Pages as source code:

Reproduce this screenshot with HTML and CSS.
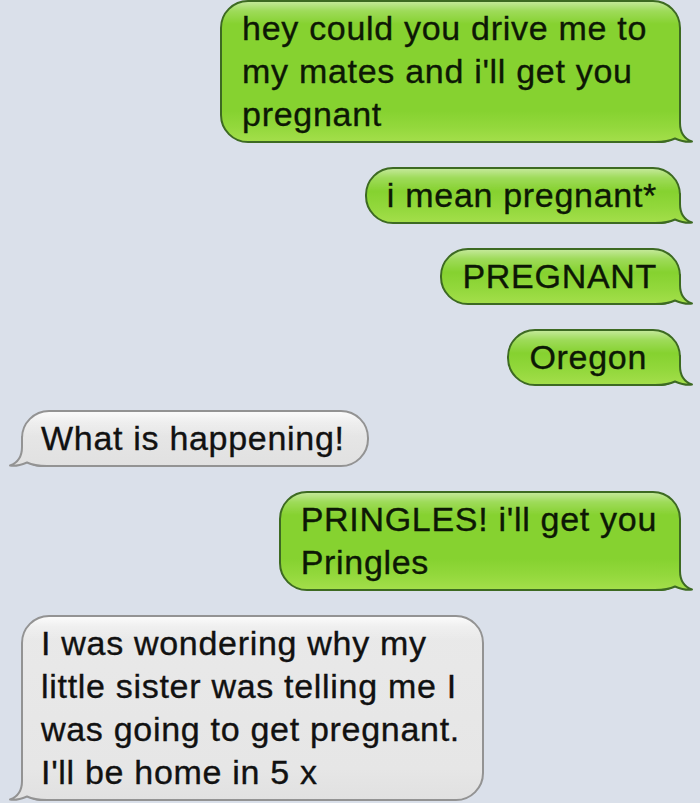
FILE: index.html
```html
<!DOCTYPE html>
<html lang="en">
<head>
<meta charset="utf-8">
<title>Messages</title>
<link rel="stylesheet" href="styles.css">
</head>
<body>
<svg class="defs" width="0" height="0" aria-hidden="true">
  <defs>
    <linearGradient id="gSent" gradientUnits="userSpaceOnUse" x1="0" y1="28" x2="0" y2="-2">
      <stop offset="0" stop-color="#a3de4a"/>
      <stop offset="0.467" stop-color="#93d83c"/>
      <stop offset="1" stop-color="#86d230"/>
    </linearGradient>
    <linearGradient id="gRecv" gradientUnits="userSpaceOnUse" x1="0" y1="28" x2="0" y2="-2">
      <stop offset="0" stop-color="#e1e1e1"/>
      <stop offset="1" stop-color="#e6e6e6"/>
    </linearGradient>
  </defs>
</svg>
<main class="thread">
  <div class="bubble sent wide"><span class="text">hey could you drive me to<br>my mates and i'll get you<br>pregnant</span>
    <svg class="tail" viewBox="0 0 40 30" width="40" height="30" aria-hidden="true">
      <path class="tail-fill" d="M0 0 L25 0 L25 10 C25 20 30 26 37 28.5 C32 29.5 26 28 20 25.5 C15 28 9 29 0 29 Z"/>
      <path class="tail-bg" d="M6 30 C12 29.6 16 27.6 20 25.5 C26 28 32 29.5 38 29 L40 31 L6 31 Z"/>
      <path class="tail-line" d="M25 0 L25 10 C25 20 30 26 37 28.5 C32 29.5 26 28 20 25.5 C15 28 9 29 0 29"/>
    </svg>
  </div>
  <div class="bubble sent"><span class="text">i mean pregnant*</span>
    <svg class="tail" viewBox="0 0 40 30" width="40" height="30" aria-hidden="true">
      <path class="tail-fill" d="M0 0 L25 0 L25 10 C25 20 30 26 37 28.5 C32 29.5 26 28 20 25.5 C15 28 9 29 0 29 Z"/>
      <path class="tail-bg" d="M6 30 C12 29.6 16 27.6 20 25.5 C26 28 32 29.5 38 29 L40 31 L6 31 Z"/>
      <path class="tail-line" d="M25 0 L25 10 C25 20 30 26 37 28.5 C32 29.5 26 28 20 25.5 C15 28 9 29 0 29"/>
    </svg>
  </div>
  <div class="bubble sent"><span class="text">PREGNANT</span>
    <svg class="tail" viewBox="0 0 40 30" width="40" height="30" aria-hidden="true">
      <path class="tail-fill" d="M0 0 L25 0 L25 10 C25 20 30 26 37 28.5 C32 29.5 26 28 20 25.5 C15 28 9 29 0 29 Z"/>
      <path class="tail-bg" d="M6 30 C12 29.6 16 27.6 20 25.5 C26 28 32 29.5 38 29 L40 31 L6 31 Z"/>
      <path class="tail-line" d="M25 0 L25 10 C25 20 30 26 37 28.5 C32 29.5 26 28 20 25.5 C15 28 9 29 0 29"/>
    </svg>
  </div>
  <div class="bubble sent wide"><span class="text">Oregon</span>
    <svg class="tail" viewBox="0 0 40 30" width="40" height="30" aria-hidden="true">
      <path class="tail-fill" d="M0 0 L25 0 L25 10 C25 20 30 26 37 28.5 C32 29.5 26 28 20 25.5 C15 28 9 29 0 29 Z"/>
      <path class="tail-bg" d="M6 30 C12 29.6 16 27.6 20 25.5 C26 28 32 29.5 38 29 L40 31 L6 31 Z"/>
      <path class="tail-line" d="M25 0 L25 10 C25 20 30 26 37 28.5 C32 29.5 26 28 20 25.5 C15 28 9 29 0 29"/>
    </svg>
  </div>
  <div class="bubble received"><span class="text">What is happening!</span>
    <svg class="tail" viewBox="0 0 40 30" width="40" height="30" aria-hidden="true">
      <path class="tail-fill" d="M0 0 L25 0 L25 10 C25 20 30 26 37 28.5 C32 29.5 26 28 20 25.5 C15 28 9 29 0 29 Z"/>
      <path class="tail-bg" d="M6 30 C12 29.6 16 27.6 20 25.5 C26 28 32 29.5 38 29 L40 31 L6 31 Z"/>
      <path class="tail-line" d="M25 0 L25 10 C25 20 30 26 37 28.5 C32 29.5 26 28 20 25.5 C15 28 9 29 0 29"/>
    </svg>
  </div>
  <div class="bubble sent"><span class="text">PRINGLES! i'll get you<br>Pringles</span>
    <svg class="tail" viewBox="0 0 40 30" width="40" height="30" aria-hidden="true">
      <path class="tail-fill" d="M0 0 L25 0 L25 10 C25 20 30 26 37 28.5 C32 29.5 26 28 20 25.5 C15 28 9 29 0 29 Z"/>
      <path class="tail-bg" d="M6 30 C12 29.6 16 27.6 20 25.5 C26 28 32 29.5 38 29 L40 31 L6 31 Z"/>
      <path class="tail-line" d="M25 0 L25 10 C25 20 30 26 37 28.5 C32 29.5 26 28 20 25.5 C15 28 9 29 0 29"/>
    </svg>
  </div>
  <div class="bubble received"><span class="text">I was wondering why my<br>little sister was telling me I<br>was going to get pregnant.<br>I'll be home in 5 x</span>
    <svg class="tail" viewBox="0 0 40 30" width="40" height="30" aria-hidden="true">
      <path class="tail-fill" d="M0 0 L25 0 L25 10 C25 20 30 26 37 28.5 C32 29.5 26 28 20 25.5 C15 28 9 29 0 29 Z"/>
      <path class="tail-bg" d="M6 30 C12 29.6 16 27.6 20 25.5 C26 28 32 29.5 38 29 L40 31 L6 31 Z"/>
      <path class="tail-line" d="M25 0 L25 10 C25 20 30 26 37 28.5 C32 29.5 26 28 20 25.5 C15 28 9 29 0 29"/>
    </svg>
  </div>
</main>
</body>
</html>
```

FILE: styles.css
```css
html, body {
  margin: 0;
  padding: 0;
  background: #dae0ea;
  height: 803px;
  overflow: hidden;
}

body {
  font-family: "Liberation Sans", Arial, Helvetica, sans-serif;
  color: #111;
}

.defs {
  display: block;
  width: 0;
  height: 0;
}

.thread {
  display: flex;
  flex-direction: column;
  gap: 24px;
  padding: 0 19px 0 21px;
}

.bubble {
  position: relative;
  font-size: 34px;
  line-height: 43px;
  letter-spacing: 0.7px;
  border: 2px solid;
  border-radius: 28px;
  padding: 5px 22px 5px 20px;
  white-space: nowrap;
  -webkit-text-stroke: 0.35px currentColor;
}

.text {
  position: relative;
  z-index: 1;
}

.sent {
  align-self: flex-end;
  border-color: #3d6a22;
  border-bottom-right-radius: 16px;
  color: #0d1805;
  background:
    linear-gradient(to bottom, rgba(255, 255, 255, 0.5) 0px, rgba(255, 255, 255, 0.2) 9px, rgba(255, 255, 255, 0) 22px),
    linear-gradient(to top, #a3de4a 0px, #93d83c 14px, #86d230 30px, #86d230 100%);
}

.sent.wide {
  padding-right: 32px;
}

.received {
  align-self: flex-start;
  border-color: #939393;
  border-bottom-left-radius: 16px;
  padding: 5px 22px 5px 18px;
  background:
    linear-gradient(to bottom, rgba(255, 255, 255, 0.8) 0px, rgba(255, 255, 255, 0.3) 10px, rgba(255, 255, 255, 0) 24px),
    linear-gradient(to top, #e1e1e1 0px, #e6e6e6 30px, #e9e9e9 100%);
}

.tail {
  position: absolute;
  bottom: -2px;
  right: -16px;
  width: 40px;
  height: 30px;
  overflow: visible;
}

.received .tail {
  right: auto;
  left: -16px;
  transform: scaleX(-1);
}

.tail-bg {
  fill: #dae0ea;
}

.tail-line {
  fill: none;
  stroke-width: 2;
  stroke-linejoin: round;
  stroke-linecap: round;
}

.sent .tail-fill { fill: url(#gSent); }
.sent .tail-line { stroke: #3d6a22; }

.received .tail-fill { fill: url(#gRecv); }
.received .tail-line { stroke: #939393; }
```
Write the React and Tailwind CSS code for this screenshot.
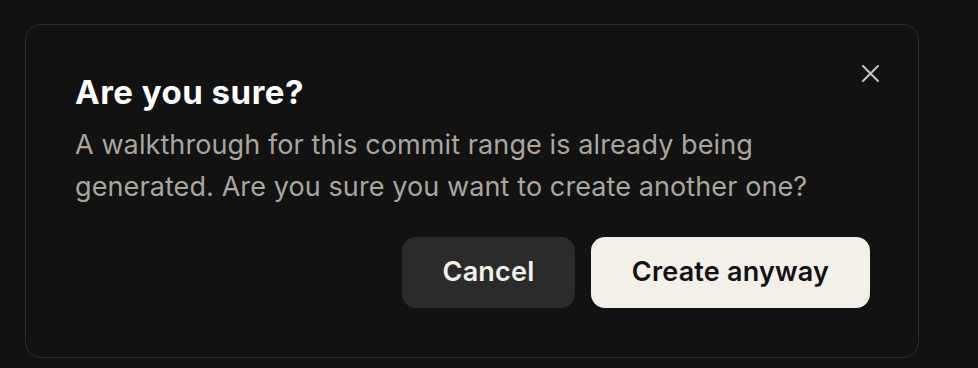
export default function App() {
  return (
    <div
      className="min-h-screen bg-[#121212] pl-[25px] pt-[24px]"
      style={{ fontFamily: "Inter, 'Noto Sans', sans-serif" }}
    >
      <div className="relative w-[894px] h-[334px] rounded-[16px] border border-[#2c2c2c] bg-[#121212] pl-[49px] pr-[48px] pt-[49px]">
        <button className="absolute right-[38px] top-[39px] flex h-[19px] w-[19px] items-center justify-center text-[#c4c4c4]">
          <svg width="19" height="19" viewBox="0 0 19 19" fill="none">
            <path
              d="M2 2L17 17M17 2L2 17"
              stroke="currentColor"
              strokeWidth="2"
              strokeLinecap="round"
            />
          </svg>
        </button>

        <h2 className="text-[33px] font-bold leading-[36px] tracking-[0.5px] text-white">
          Are you sure?
        </h2>
        <p className="mt-[14px] text-[27px] leading-[42px] tracking-[0.1px] text-[#aaa59e]">
          A walkthrough for this commit range is already being
          <br />
          generated. Are you sure you want to create another one?
        </p>

        <div className="mt-[29px] flex justify-end gap-[16px]">
          <button className="h-[71px] w-[173px] rounded-[14px] bg-[#2b2b2b] text-[27px] font-semibold tracking-[0.2px] text-[#f3efe9]">
            Cancel
          </button>
          <button className="h-[71px] w-[279px] rounded-[14px] bg-[#f3efe9] text-[27px] font-semibold tracking-[0.2px] text-[#121212]">
            Create anyway
          </button>
        </div>
      </div>
    </div>
  );
}
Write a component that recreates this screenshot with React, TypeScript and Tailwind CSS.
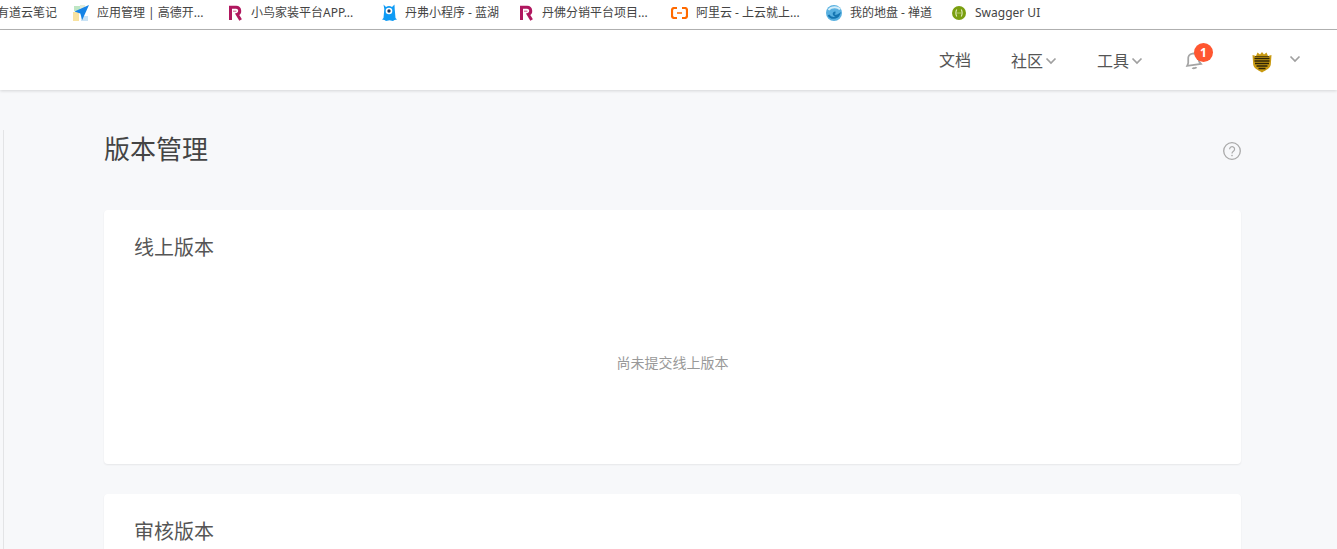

◆ **Request**
Pull every line containing the word "Tailwind" out of the material.

◆ **Exercise solution**
Write the React and Tailwind CSS code for this screenshot.
Write a component that recreates this screenshot with React, TypeScript and Tailwind CSS.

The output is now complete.